There are few more things like those that I would change, but I guess what I’m having a problem with is the feeling of vagueness in some of the descriptions.
Overall, I think you have some potential here. What it needs is an end, though. Also, I think there is a restraint in the language that doesn’t really convey her desperation. Even though your descriptions say that she’s desperate, the feeling isn’t there. The only answer to that is playing with the words, letting yourself get a little wild with them, and then seeing what works best emotionally. You also might try writing it in first person, which is often more emotionally immediate.
Nearly every sentence needs to be cut down into two or three sentences.
Example: Her slender limbs were carrying her as quickly as she could force them in order to get as far away as possible from the presence she felt was closing in around her. Possible fix – She fled the presence she felt closing about her. Her slender limbs strained to get her as far away as possible.
You do far more telling than showing.
Example: Her chest heaved sporadically and her lungs burned with a fierce fire as a result of the effort and the strain from her escape. Possible fix – Her lungs burned, struggling for air. Sometimes… most times.. less is more.
The scene is well understood but the prose is exhausting. Limit yourself to no more than one adjective per object, if that. This piece needs to be a good 100 words shorter.
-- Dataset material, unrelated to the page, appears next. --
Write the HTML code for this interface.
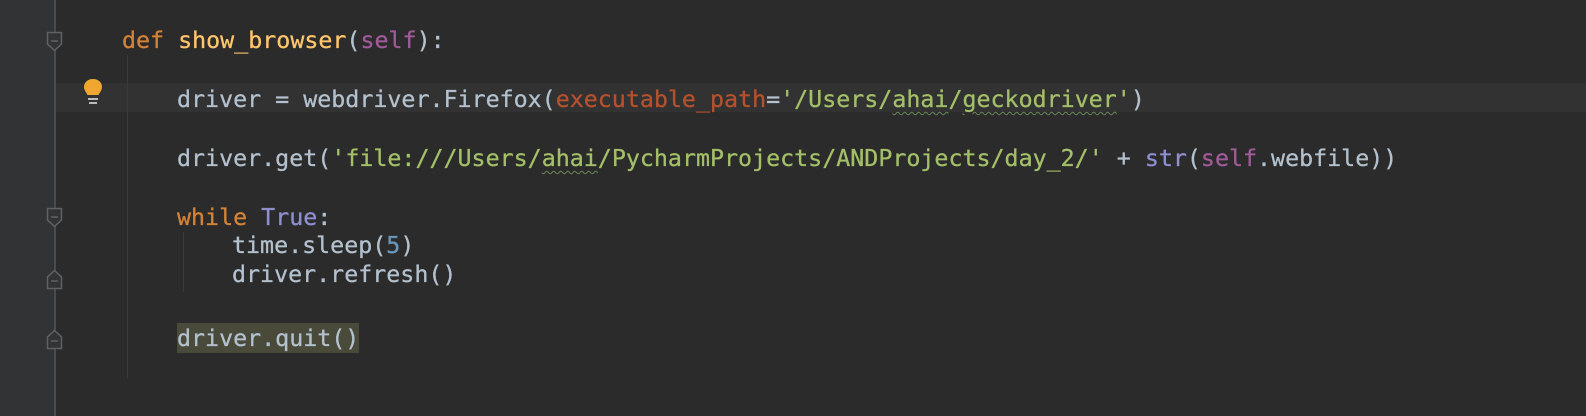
<!DOCTYPE html>
<html><head><style>
body{margin:0;width:1586px;height:416px;background:#2b2b2b;overflow:hidden;position:relative;font-family:"DejaVu Sans Mono","Liberation Mono",monospace;font-size:23.3px;}
.g{position:absolute;left:0;top:0;width:55px;height:416px;background:#313335;}
.gl{position:absolute;left:54px;top:0;width:2px;height:416px;background:#4b4b4b;}
.cur{position:absolute;left:56px;top:83px;width:1530px;height:29px;background:#323232;}
.l{position:absolute;white-space:pre;color:#b3c0cd;line-height:29px;height:29px;-webkit-text-stroke:0.3px currentColor;}
.k{color:#d48336}.f{color:#ffc66d}.s{color:#a05a98}.st{color:#a3bf68}.p{color:#b5512d}.n{color:#6897bb}.b{color:#8f8fd0}
.w{text-decoration:underline wavy #6a8759;text-underline-offset:4px;text-decoration-thickness:1px}
.ig{position:absolute;width:1px;background:#3b3b3b;}
.fold{position:absolute;left:46px;}
.hl{background:#4a4a3a;}
</style></head><body>
<div class="g"></div><div class="gl"></div>
<div class="cur"></div>
<div class="ig" style="left:127px;top:55px;height:323px"></div>
<div class="ig" style="left:183px;top:232px;height:60px"></div>
<svg class="fold" style="top:31px" width="18" height="22"><path d="M1.5 1.5H15.5V13L8.5 19.5L1.5 13Z" fill="#313335" stroke="#5f6163" stroke-width="1.5"/><path d="M5 10H12" stroke="#5f6163" stroke-width="1.5"/></svg>
<svg class="fold" style="top:207px" width="18" height="22"><path d="M1.5 1.5H15.5V13L8.5 19.5L1.5 13Z" fill="#313335" stroke="#5f6163" stroke-width="1.5"/><path d="M5 10H12" stroke="#5f6163" stroke-width="1.5"/></svg>
<svg class="fold" style="top:268px" width="18" height="22"><path d="M1.5 20.5H15.5V9L8.5 2.5L1.5 9Z" fill="#313335" stroke="#5f6163" stroke-width="1.5"/><path d="M5 13H12" stroke="#5f6163" stroke-width="1.5"/></svg>
<svg class="fold" style="top:328px" width="18" height="22"><path d="M1.5 20.5H15.5V9L8.5 2.5L1.5 9Z" fill="#313335" stroke="#5f6163" stroke-width="1.5"/><path d="M5 13H12" stroke="#5f6163" stroke-width="1.5"/></svg>
<svg style="position:absolute;left:82px;top:78px" width="22" height="30"><path d="M11 1C5.5 1 2 4.5 2 9c0 3.5 2.5 5.5 3.5 8h11c1-2.5 3.5-4.5 3.5-8 0-4.5-3.5-8-9-8z" fill="#f0a732"/><rect x="6" y="20" width="10" height="2" fill="#bbb"/><rect x="7" y="24" width="8" height="2" fill="#bbb"/></svg>
<div class="l" style="left:122px;top:26px"><span class="k">def</span> <span class="f">show_browser</span>(<span class="s">self</span>):</div>
<div class="l" style="left:177px;top:85px">driver = webdriver.Firefox(<span class="p">executable_path</span>=<span class="st">'/Users/<span class="w">ahai</span>/<span class="w">geckodriver</span>'</span>)</div>
<div class="l" style="left:177px;top:144px">driver.get(<span class="st">'file:///Users/<span class="w">ahai</span>/PycharmProjects/ANDProjects/day_2/'</span> + <span class="b">str</span>(<span class="s">self</span>.webfile))</div>
<div class="l" style="left:177px;top:203px"><span class="k">while</span> <span class="b">True</span>:</div>
<div class="l" style="left:232px;top:231px">time.sleep(<span class="n">5</span>)</div>
<div class="l" style="left:232px;top:260px">driver.refresh()</div>
<div class="l hl" style="left:177px;top:323px;height:30px;line-height:31px">driver.quit()</div>
</body></html>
I gave you a low rating for flash fiction, but only because it’s not much of a story. It is, however, an interesting dream. Out of curiousity, how many details did you actually remember from the dream? How much was made up for the story?
I would split this up into more than one paragraph; it’s hard reading a big block of text.
The last sentence needs internal punctuation.
You used two forms of the word desperation close together… I’d switch the word choice up, personally.
Have you ever considered writing a more fleshed-out story containing this scene? I think it’d be better than this stand-alone piece.
I, personally, really enjoyed reading this and wanted to know more :-). You descriptions were perfect and the last line finished it brilliantly, good work :-)
You left me hanging when she turned. I can’t wait to read what she faces. Hopefully, you wont have another chasing dream to figure it out. This piece was very easy to follow. And, your imagery and sequence added well to your story. The only thing that stumped me was the word “fat” for tears. I kept relating it to the character. Although I never read of a tear described in that way, it did give a great visualization.
Well written, any of the low ranks were a result not finished narrative. I love writing about dreams, you should continue it.